Dans ce paysage, l’hydrogène, surtout lorsqu’il naît de l’électrolyse alimentée par des énergies renouvelables, se démarque. L’hydrogène produit grâce au solaire ou à l’éolien affiche un profil bien plus sobre en carbone. Mais attention : dès que le charbon ou le gaz naturel interviennent (reformage du méthane), l’avantage écologique s’effrite.
Quant aux e-carburants, aussi appelés carburants de synthèse,, ils ambitionnent de concilier moteurs thermiques et baisse des émissions. Fabriqués à partir de CO₂ capté et d’hydrogène vert, ils misent sur la neutralité mais affichent un rendement énergétique modeste. Leur fabrication engloutit elle aussi une part non négligeable d’électricité renouvelable.
Voici les éléments essentiels à retenir pour comparer ces carburants :
- Carburants fossiles : émissions massives, dépendance à des ressources qui s’épuisent.
- Hydrogène vert : potentiel climatique attractif, mais dépendant de la source d’énergie utilisée.
- E-carburants : piste pour les flottes existantes, mais efficacité énergétique en débat.
Le point de bascule ? La capacité à produire de l’électricité renouvelable en suffisance. Sans elle, l’hydrogène et les carburants synthétiques ne tiendront pas leurs promesses d’un virage propre.

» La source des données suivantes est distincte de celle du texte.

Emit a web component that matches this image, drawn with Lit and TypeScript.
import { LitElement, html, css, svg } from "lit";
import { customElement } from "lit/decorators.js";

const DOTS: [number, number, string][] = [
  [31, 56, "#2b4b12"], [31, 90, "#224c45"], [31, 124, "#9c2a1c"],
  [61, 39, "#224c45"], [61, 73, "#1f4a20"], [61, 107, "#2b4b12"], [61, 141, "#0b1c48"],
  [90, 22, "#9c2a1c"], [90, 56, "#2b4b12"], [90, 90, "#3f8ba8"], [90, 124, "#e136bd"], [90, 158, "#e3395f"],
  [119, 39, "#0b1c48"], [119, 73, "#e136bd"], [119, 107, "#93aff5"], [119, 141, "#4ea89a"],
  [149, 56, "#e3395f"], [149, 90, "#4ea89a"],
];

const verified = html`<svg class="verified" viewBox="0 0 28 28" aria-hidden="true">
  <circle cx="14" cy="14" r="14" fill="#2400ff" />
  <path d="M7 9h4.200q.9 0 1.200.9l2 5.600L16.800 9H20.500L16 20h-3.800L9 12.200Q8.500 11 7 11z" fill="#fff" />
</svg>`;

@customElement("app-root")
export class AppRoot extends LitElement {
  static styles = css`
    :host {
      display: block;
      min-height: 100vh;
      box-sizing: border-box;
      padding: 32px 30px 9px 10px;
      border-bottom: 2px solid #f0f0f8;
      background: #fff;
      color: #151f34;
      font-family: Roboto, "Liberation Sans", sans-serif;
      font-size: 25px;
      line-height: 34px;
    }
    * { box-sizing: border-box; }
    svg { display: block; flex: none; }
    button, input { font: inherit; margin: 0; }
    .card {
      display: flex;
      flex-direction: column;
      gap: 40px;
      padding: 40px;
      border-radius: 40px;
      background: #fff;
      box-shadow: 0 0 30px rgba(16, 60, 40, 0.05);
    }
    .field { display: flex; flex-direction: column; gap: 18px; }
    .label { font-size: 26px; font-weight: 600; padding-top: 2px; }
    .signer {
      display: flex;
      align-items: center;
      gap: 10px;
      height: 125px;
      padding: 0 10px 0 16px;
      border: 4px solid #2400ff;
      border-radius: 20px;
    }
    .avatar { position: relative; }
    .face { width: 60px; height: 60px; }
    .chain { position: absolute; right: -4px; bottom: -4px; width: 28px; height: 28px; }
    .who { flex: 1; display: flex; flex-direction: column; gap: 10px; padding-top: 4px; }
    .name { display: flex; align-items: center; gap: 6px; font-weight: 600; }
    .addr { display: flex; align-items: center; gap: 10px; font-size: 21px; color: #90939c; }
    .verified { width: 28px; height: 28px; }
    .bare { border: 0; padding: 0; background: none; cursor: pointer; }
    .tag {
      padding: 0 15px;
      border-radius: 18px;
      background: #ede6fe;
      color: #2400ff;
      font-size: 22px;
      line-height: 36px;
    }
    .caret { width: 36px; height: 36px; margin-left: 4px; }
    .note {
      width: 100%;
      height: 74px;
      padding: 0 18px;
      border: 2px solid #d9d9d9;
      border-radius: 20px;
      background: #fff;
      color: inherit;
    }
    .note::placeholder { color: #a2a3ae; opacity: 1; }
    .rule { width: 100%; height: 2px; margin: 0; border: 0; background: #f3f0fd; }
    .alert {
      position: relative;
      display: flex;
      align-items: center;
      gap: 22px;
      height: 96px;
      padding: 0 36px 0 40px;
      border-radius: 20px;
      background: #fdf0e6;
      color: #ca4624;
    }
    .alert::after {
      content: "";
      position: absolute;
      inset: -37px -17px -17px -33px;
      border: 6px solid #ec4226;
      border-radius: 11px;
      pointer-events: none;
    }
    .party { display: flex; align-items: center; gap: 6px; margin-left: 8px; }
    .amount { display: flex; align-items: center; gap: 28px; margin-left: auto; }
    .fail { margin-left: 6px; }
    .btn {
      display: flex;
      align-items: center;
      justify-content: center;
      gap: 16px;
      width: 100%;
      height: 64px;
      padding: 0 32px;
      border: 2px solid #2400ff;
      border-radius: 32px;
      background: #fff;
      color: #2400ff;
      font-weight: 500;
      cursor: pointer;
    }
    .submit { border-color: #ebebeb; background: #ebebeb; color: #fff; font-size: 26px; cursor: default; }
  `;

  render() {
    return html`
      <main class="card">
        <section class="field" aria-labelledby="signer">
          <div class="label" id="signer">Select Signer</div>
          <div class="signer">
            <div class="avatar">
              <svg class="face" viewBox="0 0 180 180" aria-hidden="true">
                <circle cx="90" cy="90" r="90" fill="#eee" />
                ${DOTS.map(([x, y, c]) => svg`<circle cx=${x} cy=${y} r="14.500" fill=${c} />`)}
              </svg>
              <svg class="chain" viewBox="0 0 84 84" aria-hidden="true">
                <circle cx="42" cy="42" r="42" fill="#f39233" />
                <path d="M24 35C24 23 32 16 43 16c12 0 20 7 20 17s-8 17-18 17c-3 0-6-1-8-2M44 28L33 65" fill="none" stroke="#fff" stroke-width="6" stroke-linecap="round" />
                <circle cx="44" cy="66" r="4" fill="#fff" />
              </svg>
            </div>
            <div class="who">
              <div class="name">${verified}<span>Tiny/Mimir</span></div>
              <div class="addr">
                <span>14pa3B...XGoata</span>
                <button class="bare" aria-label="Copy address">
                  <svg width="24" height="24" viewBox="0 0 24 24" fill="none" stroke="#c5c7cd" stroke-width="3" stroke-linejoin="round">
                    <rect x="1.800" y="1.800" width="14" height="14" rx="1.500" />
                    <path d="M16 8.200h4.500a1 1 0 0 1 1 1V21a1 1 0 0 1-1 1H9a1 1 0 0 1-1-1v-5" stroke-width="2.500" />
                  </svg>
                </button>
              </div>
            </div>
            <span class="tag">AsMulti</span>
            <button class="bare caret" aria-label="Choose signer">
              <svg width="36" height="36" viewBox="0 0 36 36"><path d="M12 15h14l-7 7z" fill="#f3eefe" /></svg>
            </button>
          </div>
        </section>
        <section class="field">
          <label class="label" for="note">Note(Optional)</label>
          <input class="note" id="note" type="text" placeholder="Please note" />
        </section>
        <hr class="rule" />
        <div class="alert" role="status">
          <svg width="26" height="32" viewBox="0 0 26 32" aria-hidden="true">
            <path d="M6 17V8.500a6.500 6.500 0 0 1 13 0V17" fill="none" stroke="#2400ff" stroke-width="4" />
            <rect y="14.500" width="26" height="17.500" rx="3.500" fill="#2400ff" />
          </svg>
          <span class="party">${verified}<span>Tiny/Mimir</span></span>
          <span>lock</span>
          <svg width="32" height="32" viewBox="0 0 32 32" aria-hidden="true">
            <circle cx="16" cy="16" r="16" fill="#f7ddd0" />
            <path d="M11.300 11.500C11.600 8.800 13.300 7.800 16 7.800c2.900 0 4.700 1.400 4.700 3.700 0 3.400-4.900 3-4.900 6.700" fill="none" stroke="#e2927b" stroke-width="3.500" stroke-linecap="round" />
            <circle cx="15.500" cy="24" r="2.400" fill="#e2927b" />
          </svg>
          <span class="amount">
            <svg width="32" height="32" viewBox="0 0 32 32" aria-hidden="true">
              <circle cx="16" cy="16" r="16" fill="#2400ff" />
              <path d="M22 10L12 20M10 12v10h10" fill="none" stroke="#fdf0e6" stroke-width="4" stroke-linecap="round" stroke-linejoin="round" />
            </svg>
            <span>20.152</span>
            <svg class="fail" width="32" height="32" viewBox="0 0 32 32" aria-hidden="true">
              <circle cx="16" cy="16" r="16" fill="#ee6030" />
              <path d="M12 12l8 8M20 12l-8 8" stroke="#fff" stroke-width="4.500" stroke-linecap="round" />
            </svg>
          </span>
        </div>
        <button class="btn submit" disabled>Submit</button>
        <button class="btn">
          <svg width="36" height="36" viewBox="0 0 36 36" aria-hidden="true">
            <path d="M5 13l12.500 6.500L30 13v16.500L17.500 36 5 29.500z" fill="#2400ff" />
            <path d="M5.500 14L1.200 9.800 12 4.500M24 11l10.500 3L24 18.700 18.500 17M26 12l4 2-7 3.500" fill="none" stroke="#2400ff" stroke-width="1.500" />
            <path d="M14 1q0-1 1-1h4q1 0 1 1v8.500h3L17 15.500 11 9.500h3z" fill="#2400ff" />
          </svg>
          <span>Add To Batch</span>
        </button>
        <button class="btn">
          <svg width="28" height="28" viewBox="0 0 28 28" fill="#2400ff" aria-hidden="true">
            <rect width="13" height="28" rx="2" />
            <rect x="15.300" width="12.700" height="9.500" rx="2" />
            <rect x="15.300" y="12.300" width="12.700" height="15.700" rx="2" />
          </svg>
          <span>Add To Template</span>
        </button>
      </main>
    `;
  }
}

Entre promesses et défis : ce que l’hydrogène peut (ou non) changer pour la route
L’hydrogène concentre les attentes d’une transition énergétique tournée vers la neutralité carbone. L’idée séduit : miser sur un carburant dont la combustion ne relâche qu’un nuage de vapeur d’eau. Collectivités, constructeurs et opérateurs voient là une chance de tailler dans les émissions de gaz à effet de serre sur nos routes.

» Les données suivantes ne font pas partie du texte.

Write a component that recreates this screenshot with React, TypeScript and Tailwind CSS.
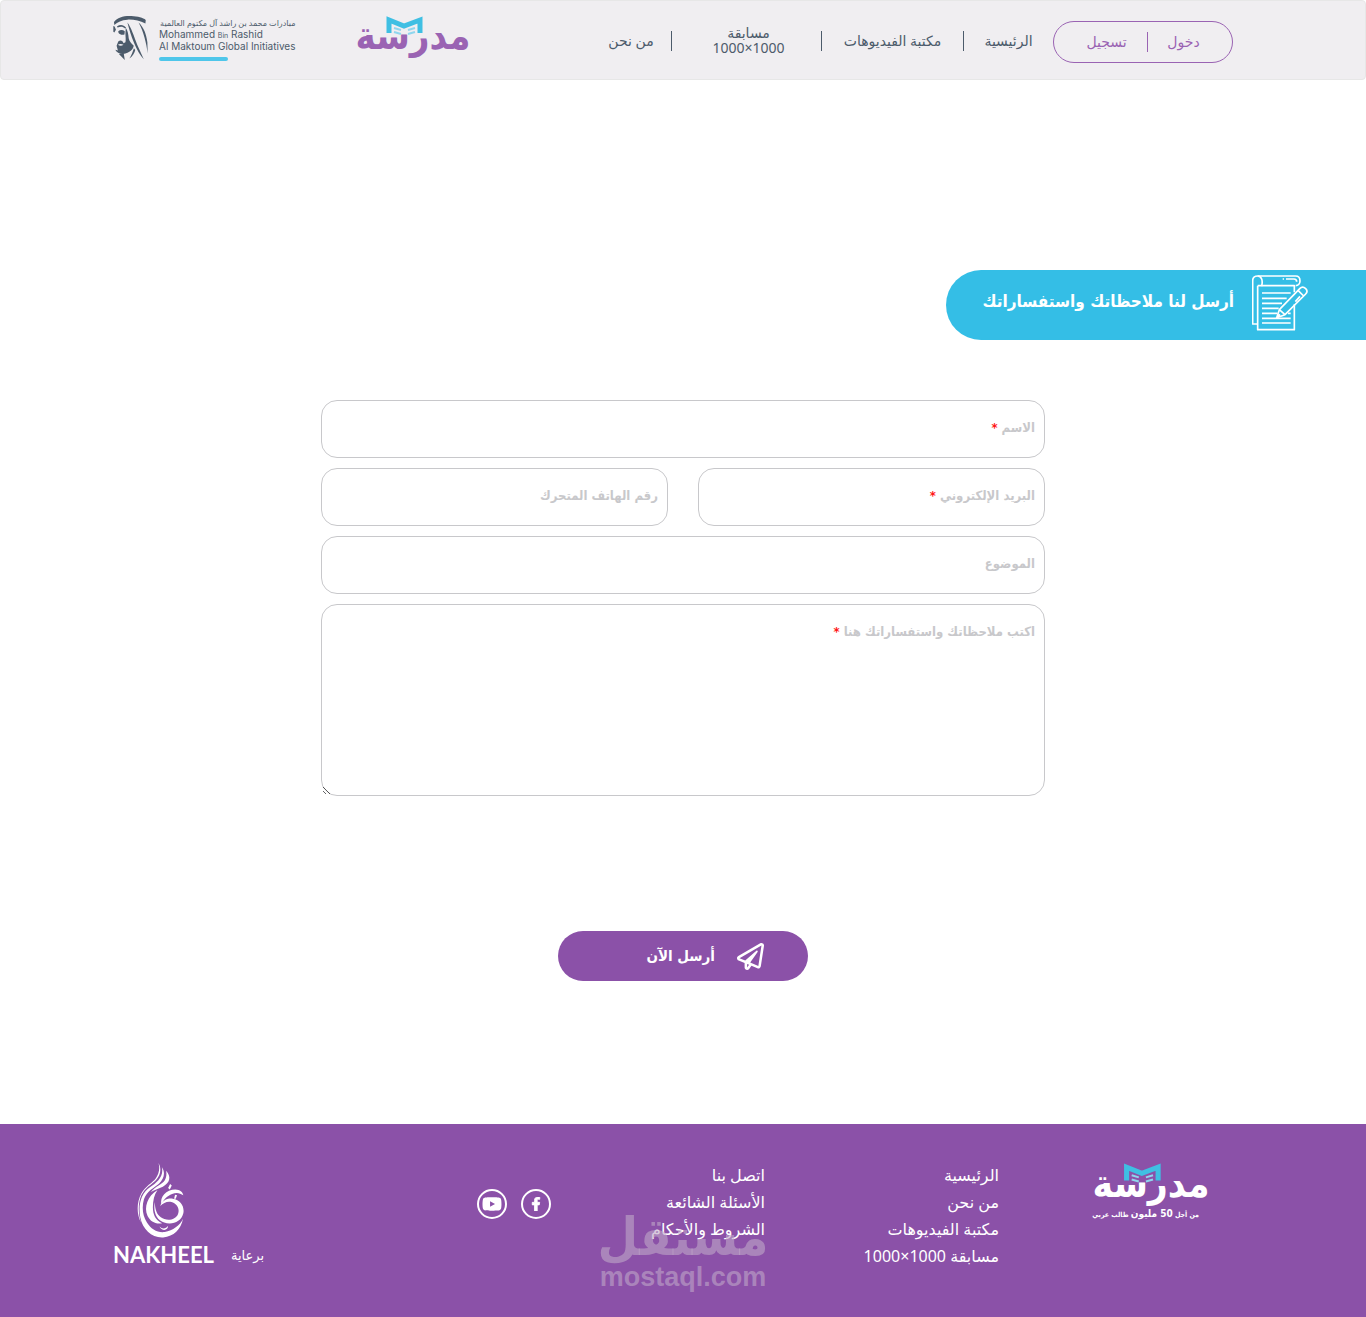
import { FaFacebookF, FaRegPaperPlane, FaYoutube } from "react-icons/fa";

interface NavItem {
  label: string;
  width: string;
}

const navItems: NavItem[] = [
  { label: "الرئيسية", width: "w-[90px]" },
  { label: "مكتبة الفيديوهات", width: "w-[142px]" },
  { label: "مسابقة 1000×1000", width: "w-[150px] pr-7 pl-8" },
  { label: "من نحن", width: "w-[80px]" },
];

const footerMain = ["الرئيسية", "من نحن", "مكتبة الفيديوهات", "مسابقة 1000×1000"];
const footerHelp = ["اتصل بنا", "الأسئلة الشائعة", "الشروط والأحكام"];

const fieldClass =
  "peer block w-full rounded-2xl border border-[#c8c8cb] bg-white px-[9px] text-sm text-[#4c5b6b] outline-none focus:border-[#8b51a8]";

function MadrasaLogo({ light = false }: { light?: boolean }) {
  const main = light ? "#ffffff" : "#9a63b3";
  return (
    <svg
      viewBox="0 0 118 44"
      className={light ? "h-[45px] w-[120px]" : "h-11 w-[118px]"}
      overflow="visible"
      role="img"
      aria-label="مدرسة"
    >
      <text
        x="59"
        y="34"
        textAnchor="middle"
        direction="rtl"
        fontFamily='"DejaVu Sans Condensed", "DejaVu Sans", sans-serif'
        fontWeight="700"
        fontSize="38"
        fill={main}
      >
        مدرسة
      </text>
      <path d="M35 18V5l15 6 16-6v13" fill="none" stroke="#3fbfe3" strokeWidth="5" />
      <path
        d="M40 13l7 2M40 17l7 2M61 13l-7 2M61 17l-7 2"
        stroke="#8fd6ee"
        strokeWidth="2"
      />
    </svg>
  );
}

function InitiativesLogo() {
  return (
    <a href="#" dir="ltr" className="flex items-start gap-2.5 text-[#4c5b6b]">
      <svg viewBox="68 46 110 138" className="h-[46px] w-9" fill="currentColor" aria-hidden="true">
        <path d="M71 66C82 52 100 47 124 48C144 49 160 53 168 60L167 71C150 62 130 58 112 59C94 60 82 66 72 75z" />
        <path d="M69 78l4 2 4 10-5 8-3-2zM84 94c6-5 14-5 20 0l-1 10c-6 3-14 1-18-4z" />
        <path d="M80 80c10-7 20-6 28 4l-3 2c-7-7-14-7-23-3z" />
        <path d="M107 84c6 8 8 20 9 32 2 10 8 16 15 22 0 12-12 22-32 26-10 1-20-5-24-13l8 2-4-14 5-13c6-6 14-3 16 5l6-3c2-8 0-18 0-26z" />
        <path d="M83 136c5-4 11-4 17 0-5 4-12 4-17 0z" fill="#f0eef1" />
        <path d="M112 68c12 16 20 42 30 68l20 44c-22-22-40-72-50-112z" />
        <path d="M146 68c16 14 24 36 27 60l1 34c-4-30-12-66-28-94z" />
        <path d="M86 164l18 18-3-19zM132 146c-4 12-8 22-14 32 10-6 16-18 18-26z" />
      </svg>
      <span className="flex flex-col">
        <span dir="rtl" className="mt-0.5 text-right text-[8px] leading-3">
          مبادرات محمد بن راشد آل مكتوم العالمية
        </span>
        <span className="font-[Inter,sans-serif] text-[10px] leading-[10px]">
          Mohammed <span className="text-[7px]">Bin</span> Rashid
        </span>
        <span className="font-[Inter,sans-serif] text-[10px] leading-[10px]">
          Al Maktoum Global Initiatives
        </span>
        <span className="mt-1.5 h-1 w-[69px] rounded-full bg-[#4fc6ea]" />
      </span>
    </a>
  );
}

function NotepadIcon() {
  return (
    <svg
      viewBox="966 44 168 168"
      className="size-14"
      fill="none"
      stroke="currentColor"
      strokeWidth="5"
      strokeLinejoin="round"
      aria-hidden="true"
    >
      <path d="M983 76h12c4-14 0-29-12-29s-15 8-15 14v130h15" />
      <path d="M983 76v132h110v-76M1093 96V76H995" />
      <path d="M983 47h114c10 0 13 8 13 15s-5 14-13 14" />
      <path d="M1058 56h4M1068 56h24c6 0 8 4 8 8" />
      <path d="M996 98h86M996 114h74M996 129h60M996 144h50M996 159h46M1074 159h8M996 174h86M996 188h86" />
      <path d="M1040 172l8-24 62-64c6-6 12-4 17 1s6 10 0 16l-62 62zM1048 148l17 15M1104 90l17 17M1096 124l14-16M1040 172l10-10" />
    </svg>
  );
}

function NakheelLogo() {
  return (
    <a href="#" dir="ltr" className="flex w-[100px] flex-col text-white">
      <svg
        viewBox="138 40 142 228"
        className="ml-6 h-[76px] w-[47px]"
        fill="currentColor"
        aria-hidden="true"
      >
        <path d="M203 42c10 18 6 36-8 52-12 12-34 24-44 46-9 20-11 52-1 82-14-26-13-62 1-88 12-22 34-32 44-46 9-13 13-29 8-46z" />
        <path d="M213 54c12 18 6 36-8 50-14 13-38 22-46 48-7 24-4 50 9 70 12 20 32 32 54 29 24-4 46-20 55-40-6 32-28 54-60 56-34 2-62-24-69-60-7-38 2-74 30-92 20-14 42-32 35-61z" />
        <path d="M226 66c16 18 12 36-10 48-12 6-24 9-36 16 14-18 34-24 42-36 5-8 6-17 4-28z" />
        <path d="M200 124c-30 18-42 52-30 78 8 16 24 26 44 22-20-8-28-26-28-48 0-20 4-38 14-52z" />
        <path d="M192 160c0 22 6 38 18 46 16 12 44 10 52-10 6-16-4-32-20-36-12-3-24 2-34 12 6-16 20-24 38-22 24 3 36 24 32 44-6 26-34 36-58 28-24-8-34-34-28-62z" />
        <path d="M212 168c-6-24 14-46 42-46 14 1 22 7 24 18-10-8-22-10-34-4-14 6-26 16-32 32z" />
        <path d="M232 118l6-12 5 4-6 12zM250 150l3-12 6 2-4 10zM206 234c8 8 18 8 26-2 0 16-20 16-26 2z" />
      </svg>
      <span className="mt-[3px] font-[Lato,sans-serif] text-[22px] leading-7 font-bold">NAKHEEL</span>
    </a>
  );
}

function Field({
  id,
  label,
  required = false,
  type = "text",
}: {
  id: string;
  label: string;
  required?: boolean;
  type?: string;
}) {
  return (
    <div className="relative">
      {type === "textarea" ? (
        <textarea id={id} placeholder=" " className={`${fieldClass} h-48 resize pt-4`} />
      ) : (
        <input id={id} type={type} placeholder=" " className={`${fieldClass} h-[58px]`} />
      )}
      <label
        htmlFor={id}
        className="pointer-events-none absolute top-4 right-2.5 font-['DejaVu_Sans_Condensed','DejaVu_Sans',sans-serif] text-[13px] leading-6 font-bold text-[#c8c8cb] peer-[:not(:placeholder-shown)]:hidden"
      >
        {label} {required && <span className="text-[#ff1616]">*</span>}
      </label>
    </div>
  );
}

function Header() {
  return (
    <header className="rounded border border-[#e7e7e7] bg-[#f0eef1]">
      <div className="mx-auto flex h-[78px] max-w-[1140px] items-start justify-between pr-5">
        <div className="flex items-start">
          <div className="mt-5 flex h-[42px] w-[180px] items-center justify-center rounded-full border border-[#9a63b3] text-sm text-[#9a63b3]">
            <a href="#" className="w-[72px] text-center">
              دخول
            </a>
            <span className="h-5 w-px bg-[#9a63b3]" />
            <a href="#" className="w-20 text-center">
              تسجيل
            </a>
          </div>
          <nav className="mt-[30px] flex h-5 items-center text-sm leading-[15px] text-[#4c5b6b]">
            {navItems.map((item) => (
              <a
                key={item.label}
                href="#"
                className={`${item.width} flex h-5 items-center justify-center border-l border-[#4c5b6b] pb-0.5 text-center last:border-l-0`}
              >
                {item.label}
              </a>
            ))}
          </nav>
        </div>
        <div className="flex items-start gap-[59px] pt-[14px]">
          <a href="#">
            <MadrasaLogo />
          </a>
          <InitiativesLogo />
        </div>
      </div>
    </header>
  );
}

function Footer() {
  return (
    <footer className="relative bg-[#8b51a8] text-white">
      <div className="mx-auto flex h-[193px] max-w-[1140px] items-start justify-between pt-[38px] pr-[42px]">
        <div className="flex">
          <a href="#" className="w-[212px]">
            <MadrasaLogo light />
            <span className="block pt-px pr-3 font-['DejaVu_Sans_Condensed','DejaVu_Sans',sans-serif] text-[7px] leading-3 font-bold whitespace-nowrap">
              من أجل <span className="text-[10px]">50 مليون</span> طالب عربي
            </span>
          </a>
          <ul className="w-[234px] text-base leading-[27px]">
            {footerMain.map((label) => (
              <li key={label}>
                <a href="#">{label}</a>
              </li>
            ))}
          </ul>
          <ul className="w-[214px] text-base leading-[27px]">
            {footerHelp.map((label) => (
              <li key={label}>
                <a href="#">{label}</a>
              </li>
            ))}
          </ul>
          <div className="mt-[27px] flex gap-[14px]">
            <a
              href="#"
              aria-label="Facebook"
              className="flex size-[30px] items-center justify-center rounded-full border-2 border-white"
            >
              <FaFacebookF size={14} stroke="currentColor" strokeWidth={30} />
            </a>
            <a
              href="#"
              aria-label="YouTube"
              className="flex size-[30px] items-center justify-center rounded-full border-2 border-white"
            >
              <FaYoutube size={20} />
            </a>
          </div>
        </div>
        <div className="flex items-end gap-[18px]">
          <span className="pb-1 text-[13px] leading-5">برعاية</span>
          <NakheelLogo />
        </div>
      </div>
      <div
        dir="ltr"
        className="pointer-events-none absolute bottom-[26px] left-1/2 flex -translate-x-1/2 flex-col items-center font-bold text-[#c0a8c8]/60"
      >
        <span
          dir="rtl"
          className="font-['DejaVu_Sans_Condensed','DejaVu_Sans',sans-serif] text-[52px] leading-[52px]"
        >
          مستقل
        </span>
        <span className="font-['Liberation_Sans',sans-serif] text-[27px] leading-7">mostaql.com</span>
      </div>
    </footer>
  );
}

export default function App() {
  return (
    <div
      dir="rtl"
      className="flex min-h-screen flex-col bg-white font-['Noto_Sans','DejaVu_Sans',sans-serif]"
    >
      <Header />

      <main className="flex-1 pt-[190px]">
        {/* Section title */}
        <div className="flex h-[70px] w-[420px] items-start gap-[18px] rounded-l-full bg-[#34bee6] pt-[5px] pr-[58px] text-white">
          <NotepadIcon />
          <h1 className="pt-3 font-['DejaVu_Sans_Condensed','DejaVu_Sans',sans-serif] text-[17px] leading-7 font-bold whitespace-nowrap">
            أرسل لنا ملاحظاتك واستفساراتك
          </h1>
        </div>

        {/* Contact form */}
        <form className="mx-auto mt-[60px] flex max-w-[724px] flex-col gap-2.5">
          <Field id="name" label="الاسم" required />
          <div className="grid grid-cols-2 gap-[30px]">
            <Field id="email" type="email" label="البريد الإلكتروني" required />
            <Field id="phone" type="tel" label="رقم الهاتف المتحرك" />
          </div>
          <Field id="subject" label="الموضوع" />
          <Field id="message" type="textarea" label="اكتب ملاحظاتك واستفساراتك هنا" required />
          <button
            type="submit"
            className="mx-auto mt-[125px] flex h-[50px] w-[250px] items-center gap-[22px] rounded-full bg-[#8b51a8] pr-11 font-['DejaVu_Sans_Condensed','DejaVu_Sans',sans-serif] text-[15px] font-bold text-white"
          >
            <FaRegPaperPlane size={27} />
            أرسل الآن
          </button>
        </form>
      </main>

      <Footer />
    </div>
  );
}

Sur le papier, la pile à combustible incarne la mobilité propre. Mais la réalité technique impose ses limites. Produire de l’hydrogène vert par électrolyse à partir d’électricité renouvelable réclame des investissements lourds. Malgré les annonces et les feuilles de route, la France comme ses voisins européens font face à un coût de production supérieur aux carburants classiques… et même aux e-carburants.
Autre obstacle : le stockage et le transport de l’hydrogène. Qu’il soit comprimé ou liquéfié, ce gaz léger exige de repenser toute la chaîne logistique, des stations-service aux circuits de distribution pour les poids lourds et utilitaires.
Pour mieux comprendre les défis spécifiques, examinons deux points clés :
- Le moteur à combustion hydrogène reste à l’état expérimental, loin de rivaliser avec la pile à combustible.
- La densité énergétique de l’hydrogène soulève la question de l’autonomie des véhicules, en particulier sur les longs trajets.
L’équation de la durabilité se jouera sur la capacité à déployer massivement les énergies renouvelables et à transformer rapidement l’appareil industriel. L’hydrogène ne balaie pas d’un revers de main les difficultés économiques ou logistiques. Mais il ouvre, pour la mobilité, une brèche sérieuse dans la course à la décarbonation. Reste à savoir si cette promesse tiendra la distance, ou si la ligne d’arrivée restera hors de portée pour un carburant qui intrigue autant qu’il divise.